Other renovations also need to be made to the structure to make it viable as a community center for paying tenants. Wint Aldrich said the bathrooms need to be redone, noting that there is no bathroom in the commodious basement, and the bathroom on the first floor is too small for use as a public restroom for a community center. The building also needs a new furnace.

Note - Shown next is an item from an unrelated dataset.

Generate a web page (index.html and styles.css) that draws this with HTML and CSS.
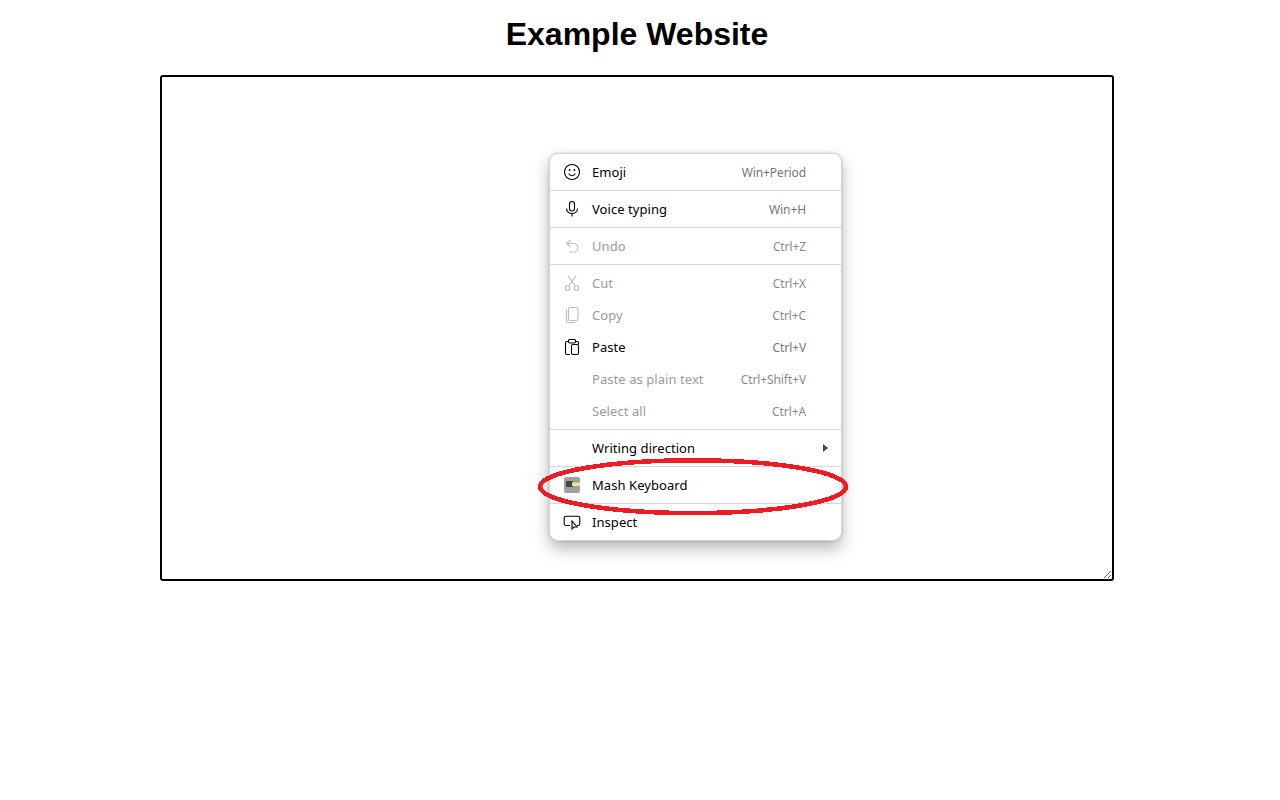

Save Our Town, Hardscrabble Committee Chairman Ed Blundell and the St. Margarets Advisory Committee held a special ceremony last fall on Hardscrabble Day to dedicate the newly erected historic site marker and also planted a Hannaford Tree, purchased by Save Our Town and selected by the Town of Red Hook Tree Committee, honoring Hannaford for helping to preserve St. Margarets Home. The ceremony, coordinated by Rosemarie Zengen, featured local and county dignitaries being driven to the site in vintage cars, which were supplied by Dr. George Verrilli, avid car collector and owner of Eastgate Motors at the Chocolate Factory in Red Hook. Later these dignitaries also rode in the Hardscrabble Day Parade. One of the speakers was Wint Aldrich, who said he hopes that one day the home will return to its original color, white.
The advisory committee also kicked off a fundraising campaign that day and is currently seeking donations from the public to help fund the continuous effort to turn St. Margarets Home into a Red Hook community center. (As a condition of the grant, only non-profit organization are eligible to occupy the building). For more information, or to send a contribution, write to the Town of Red Hook, c/o The St. Margarets Committee, 7340 South Broadway, Red Hook, NY 12571. Although progress has been slow in turning St. Margarets Home into the southern gateway to Red Hook much like the Elmendorph Inn is to the north, the project has steadily moved forward, thanks to the tireless work of community volunteers.